According to the MALLET documentation, it's possible to train topic models incrementally:
"-output-model [FILENAME] This option specifies a file to write a serialized MALLET topic trainer object. This type of output is appropriate for pausing and restarting training"
I'd like to train topics on one set of data and then increment the model with a different set of data. After both training steps, I'd like to output states for both datasets (with --output-state). Here is how I try to do it:
# training on the first dataset
../mallet-2.0.7/bin/mallet import-dir --input input/ --keep-sequence --output input.mallet
../mallet-2.0.7/bin/mallet train-topics --input input.mallet --num-topics 3 --output-state topic-state.gz --output-model model
# training on the second dataset
../mallet-2.0.7/bin/mallet import-dir --input input2/ --keep-sequence --output input2.mallet --use-pipe-from input.mallet
../mallet-2.0.7/bin/mallet train-topics --input input2.mallet --num-topics 3 --num-iterations 100 --output-state topic-state2.gz --input-model model
In the last command, if I add " --input-model model", the data from the 2nd dataset is not present in the output-state file. If I don't add it, the data from the 1st dataset is not present in the output-state file.

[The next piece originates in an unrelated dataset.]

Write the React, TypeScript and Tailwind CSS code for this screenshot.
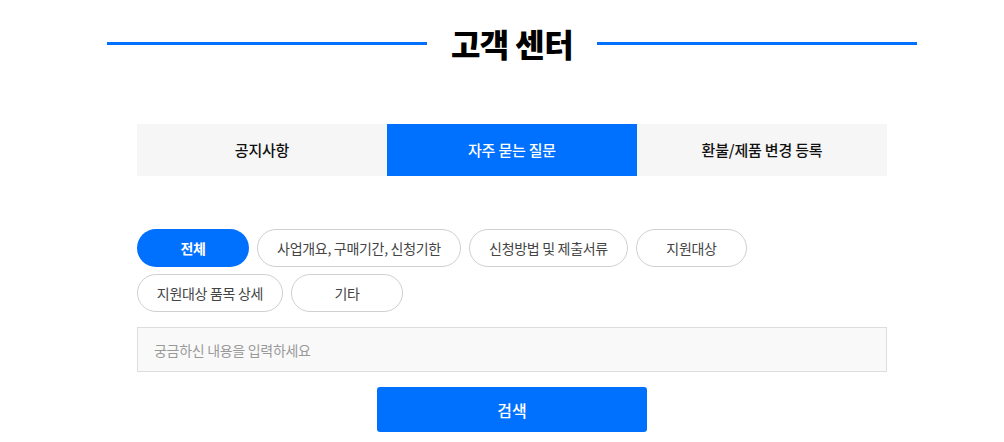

If I try to add additional instances to a model in the code:
model.addInstances(instances);
model.setNumThreads(2);
model.setNumIterations(50);
model.estimate();
[...]
model.addInstances(instances2);
model.setNumThreads(2);
model.setNumIterations(50);
model.estimate();
I get an error:
Exception in thread "main" java.lang.ArrayIndexOutOfBoundsException: 30
at cc.mallet.topics.ParallelTopicModel.buildInitialTypeTopicCounts(ParallelTopicModel.java:364)
at cc.mallet.topics.ParallelTopicModel.addInstances(ParallelTopicModel.java:276)
at cc.mallet.examples.TopicModel2.main(TopicModel2.java:66)
There have been similar questions on the MALLET list before: http://permalink.gmane.org/gmane.comp.ai.mallet.devel/924, http://permalink.gmane.org/gmane.comp.ai.mallet.devel/2139
So is incremental training of topic models possible?